3. The lower appellate court has relied on Mulla's Commentary on Hindu Law in which the law has been stated as follows in Article 497 :
'Where a son is born after adoption to the adoptive father, (a) the adopted son does not, on a partition between him and the after-born natural son, share equally with him as he would have done if he were a natural son, but he takes
(1) in Bengal, one-third of the adoptive father's estate;
(2) in Banaras, one-fourth of the estate; and
(3) in the Bombay and Madras States, one-fifth of the estate; and
(b) if the estate is impartible, the Aurasa son alone succeeds to it.'
The only authorities cited in support of the above statement of law are two decisions of the Bombay High Court namely Giriapa v. Ningapa, ILR 17 bom 100, and Melappa v. Guramma, (S) AIR 1956 Bom 129. In the former case it was held that as between an adopted son and a natural son the adopted son would take one-fourth share of a share allotted to the natural son and this decision was followed in the latter case. Neither of the authorities thus supports the view expressed by Mulla in Article 497(a) (2).
4. In Mayne's Commentary on Hindu Law the following opinion is expressed (Art. 192)
'Where after an adoption a legitimate son is horn to the adopter, the adopted son does not, amongst the twice-born clauses, share equally with the aurasa son but is entitled to a lesser share on a partition of joint family property as well during his father's lifetime as after his death. According to Vasishtha, if after an adoption has been made, a legitimate son is born, the adopted son is entitled to a fourth part. Baudhayana, as explained by the commentator, gives the adopted son one-fourth of the legitimate son's share. The Mitakshara, quoting Vasishtha, mentions only a fourth share, and the Dayabhaga a third share. According to the Dattaka Mimamsa, the given son shares a fourth part.
The Dattaka Chandrika however lays down that the adopted son is to get a fourth of the aurasa son's share.
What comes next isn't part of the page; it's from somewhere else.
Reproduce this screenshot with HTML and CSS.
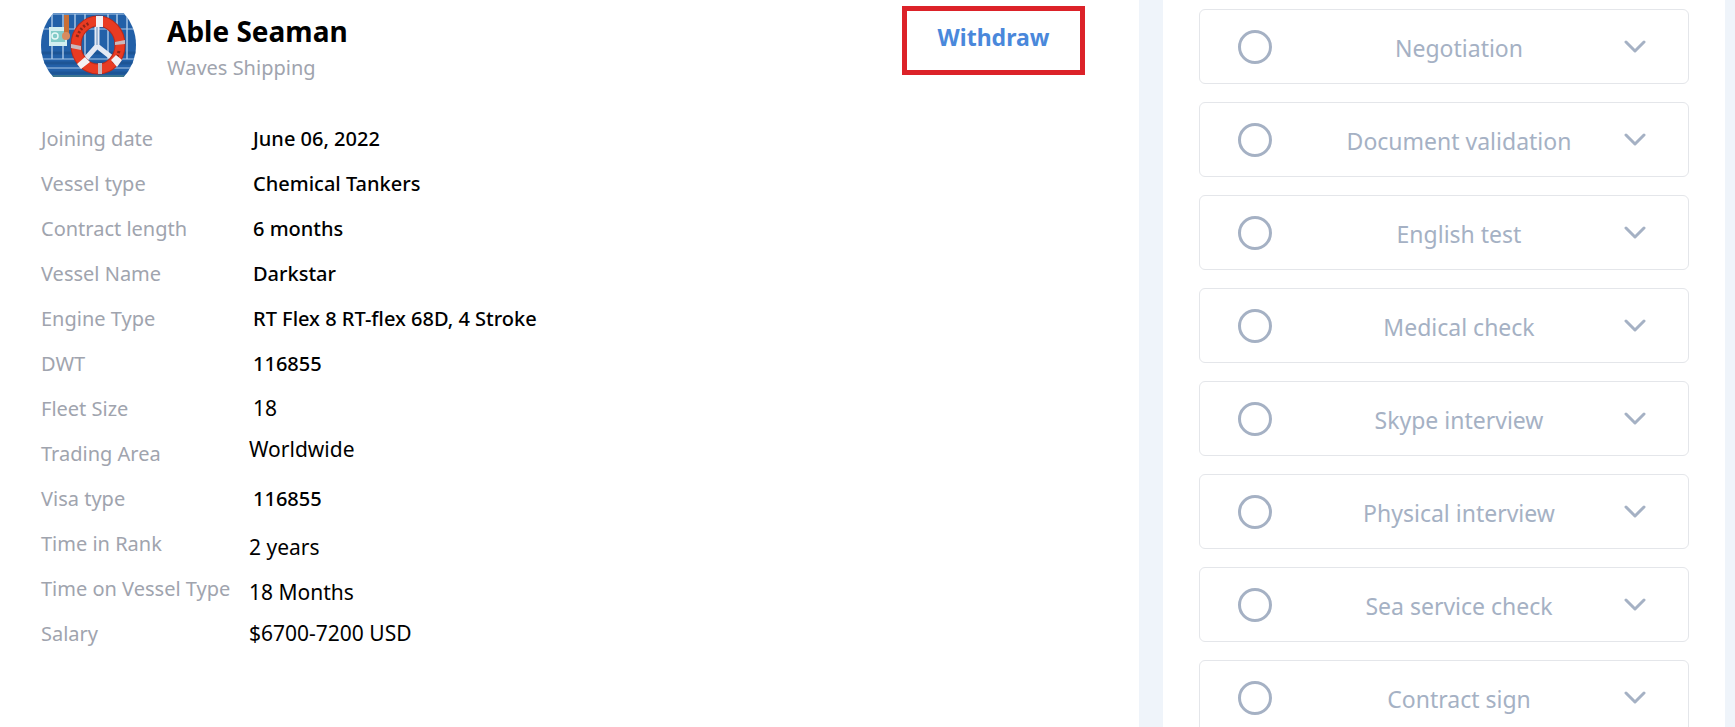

While the Dattaka Mimamsa makes no distinction between the twice-born classes and Sudras on this matter, the Dattaka Chandrika says, quoting a text of Vriddha Gautama, that the rule as to ooae-fourth share does not apply to Sudras and thati amongst them, the adopted son and the after-borta aurasa son are partakers of equal shares.
It is now settled that among the twice-born classes, the adopted son in competition with the after-born aurasa son gets one-third share of the inheritance under the Dayabhaga School. In Souther India, Bombay and Bengal in cases governed by the Mitakshara law, he is entitled to a fourth of the legitimate son's share or one-fifth of the whole estate. In other parts of India which follow the Dattaka Mimamsa, the adopted son gets one-fourth of the whole estate in competition with an after-born aurasa son.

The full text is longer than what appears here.